The machine learning models described herein may take any suitable form or utilize any suitable technique (e.g., for training purposes) . For example, any of the machine learning models may utilize supervised learning, semi-supervised learning, unsupervised learning, or reinforcement learning techniques.

In supervised learning, the model may be built using a training set of data including both the inputs and the corresponding desired outputs (illustratively, each input may be associated with a desired or expected output for that input) . Each training instance may include one or more inputs and a desired output. Training may include iterating through training instances and using an objective function to teach the model to predict the output for new inputs (illustratively, for inputs not included in the training set) . In semi-supervised learning, a portion of the inputs in the training set may be missing the respective desired outputs (e.g., one or more inputs may not be associated with any desired or expected output) .

In unsupervised learning, the model may be built from a training set of data including only inputs and no desired outputs. The unsupervised model may be used to find structure in the data (e.g., grouping or clustering of data points) , illustratively, by discovering patterns in the data. Techniques that may be implemented in an unsupervised learning model may include, e.g., self-organizing maps, nearest-neighbor mapping, k-means clustering, and singular value decomposition.

Reinforcement learning models may include positive or negative feedback to improve accuracy. A reinforcement learning model may attempt to maximize one or more objectives/rewards. Techniques that may be implemented in a reinforcement learning model may include, e.g., Q-learning, temporal difference (TD) , and deep adversarial networks.

Various aspects described herein may utilize one or more classification models. In a classification model, the outputs may be restricted to a limited set of values (e.g., one or more classes) . The classification model may output a class for an input set of one or more input values. An input set may include sensor data, such as image data, radar data, LIDAR data and the like. A classification model as described herein may, for example, classify certain driving conditions and/or environmental conditions, such as weather conditions, road conditions, and the like. References herein to classification models may contemplate a model that implements, e.g., any one or more of the following techniques: linear classifiers (e.g., logistic regression or naive Bayes classifier) , support vector machines, decision trees, boosted trees, random forest, neural networks, or nearest neighbor.
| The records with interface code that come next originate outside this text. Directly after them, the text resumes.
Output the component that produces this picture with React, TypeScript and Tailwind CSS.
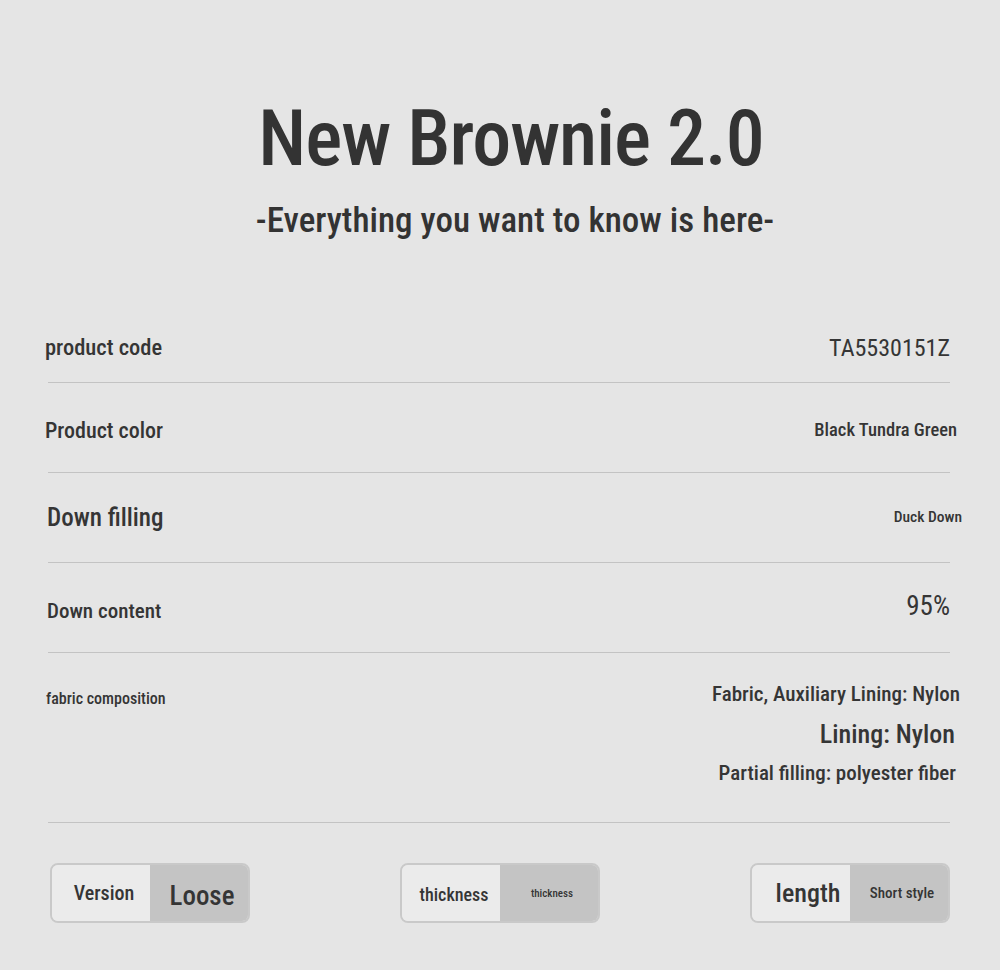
const rows = [
  {
    label: 'product code',
    value: 'TA5530151Z',
    row: 'pt-[20px] pl-[45px] pr-[50px]',
    labelCls: 'text-[22.5px] font-medium',
    valueCls: 'text-[24px] font-normal',
  },
  {
    label: 'Product color',
    value: 'Black Tundra Green',
    row: 'pt-[6px] pl-[45px] pr-[43px]',
    labelCls: 'text-[22px] font-medium',
    valueCls: 'text-[18.5px] font-medium',
  },
  {
    label: 'Down filling',
    value: 'Duck Down',
    row: 'pt-0 pl-[47px] pr-[38px]',
    labelCls: 'text-[25px] font-medium',
    valueCls: 'text-[15.5px] font-medium',
  },
  {
    label: 'Down content',
    value: '95%',
    row: 'pt-[8px] pl-[47px] pr-[50px]',
    labelCls: 'text-[21px] font-medium',
    valueCls: 'text-[27px] font-normal -mt-[10px]',
  },
];

const Divider = () => <div className="ml-[48px] mr-[50px] h-px bg-[#c3c3c3]" />;

const Toggle = ({
  left,
  right,
  leftCls,
  rightCls,
}: {
  left: string;
  right: string;
  leftCls: string;
  rightCls: string;
}) => (
  <div className="flex h-[60px] w-[200px] overflow-hidden rounded-[8px] border-2 border-[#c9c9c9]">
    <div className="flex flex-1 items-center justify-center bg-[#ebebeb] pl-[6px]">
      <span className={`font-medium leading-none ${leftCls}`}>{left}</span>
    </div>
    <div className="flex flex-1 items-center justify-center bg-[#c4c4c4] pl-[6px]">
      <span className={`font-medium leading-none ${rightCls}`}>{right}</span>
    </div>
  </div>
);

export default function App() {
  return (
    <div className="min-h-[970px] w-[1000px] bg-[#e5e5e5] font-['Roboto_Condensed',sans-serif] text-[#353535]">
      <h1 className="pl-[22px] pt-[100px] text-center text-[78px] font-medium leading-none tracking-[-1px] text-[#333]">
        New Brownie 2.0
      </h1>
      <p className="mt-[25px] pl-[30px] text-center text-[35px] font-medium leading-none text-[#333]">
        -Everything you want to know is here-
      </p>

      <div className="mt-[55px]">
        {rows.map((r) => (
          <div key={r.label}>
            <div className={`flex h-[89px] items-center justify-between ${r.row}`}>
              <span className={`leading-none ${r.labelCls}`}>{r.label}</span>
              <span className={`leading-none ${r.valueCls}`}>{r.value}</span>
            </div>
            <Divider />
          </div>
        ))}

        <div className="flex h-[169px] items-start justify-between pl-[46px] pr-[40px]">
          <span className="pt-[38px] text-[16px] font-medium leading-none">fabric composition</span>
          <div className="flex flex-col items-end gap-4 pt-[31px] font-medium leading-none">
            <span className="text-[21px]">Fabric, Auxiliary Lining: Nylon</span>
            <span className="mr-[5px] text-[26px]">Lining: Nylon</span>
            <span className="mr-[4px] text-[21px]">Partial filling: polyester fiber</span>
          </div>
        </div>
        <Divider />
      </div>

      <div className="mt-[40px] flex justify-between px-[50px] pb-[48px]">
        <Toggle left="Version" right="Loose" leftCls="text-[20px]" rightCls="text-[27px] mt-[6px]" />
        <Toggle left="thickness" right="thickness" leftCls="text-[18px] mt-[4px]" rightCls="text-[11px]" />
        <Toggle left="length" right="Short style" leftCls="text-[26px] ml-[8px]" rightCls="text-[15px]" />
      </div>
    </div>
  );
}
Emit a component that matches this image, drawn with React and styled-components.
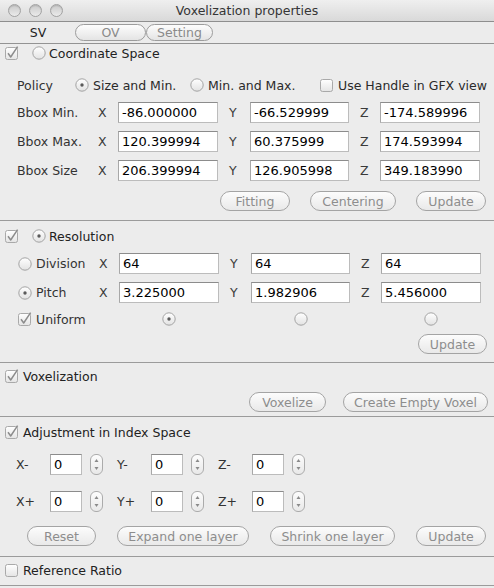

Various aspects described herein may utilize one or more regression models. A regression model may output a numerical value from a continuous range based on an input set of one or more values (illustratively, starting from or using an input set of one or more values) . References herein to regression models may contemplate a model that implements, e.g., any one or more of the following techniques (or other suitable techniques) : linear regression, decision trees, random forest, or neural networks.

A machine learning model described herein may be or may include a neural network. The neural network may be any kind of neural network, such as a convolutional neural network, an autoencoder network, a variational autoencoder network, a sparse autoencoder network, a recurrent neural network, a deconvolutional network, a generative adversarial network, a forward thinking neural network, a sum-product neural network, and the like. The neural network may include any number of layers. The training of the neural network (e.g., adapting the layers of the neural network) may use or may be based on any kind of training principle, such as backpropagation (e.g., using the backpropagation algorithm) .

The techniques of this disclosure may also be described in the following examples.

Example 1. An apparatus, comprising: an interface for receiving image data in real-time of a surroundings of a vehicle; processing circuitry for: identifying a point of interest within the received image data; generating modified image data based on the received image data and the identified point of interest; and transmitting the modified image data to be displayed to a vehicle passenger.

Example 2. The apparatus of example 1, wherein: the point of interest is an object; and the processing circuitry is further for: detecting whether the vehicle will probably collide with the object; and if it is detected that the vehicle will probably collide with the object, generating the modified image data to obscure a collision of the vehicle with the object from the vehicle passenger.

Example 3. The apparatus of any of examples 1-2, wherein the processing circuitry, in detecting whether the vehicle will probably collide with the object, is further for: classifying a type of the object; predicting a motion of the object; estimating, based on the type and/or predicted motion of the object, a collision probability and/or collision severity; and generating the modified image data if the estimated collision probability and/or collision severity is greater than a predetermined threshold.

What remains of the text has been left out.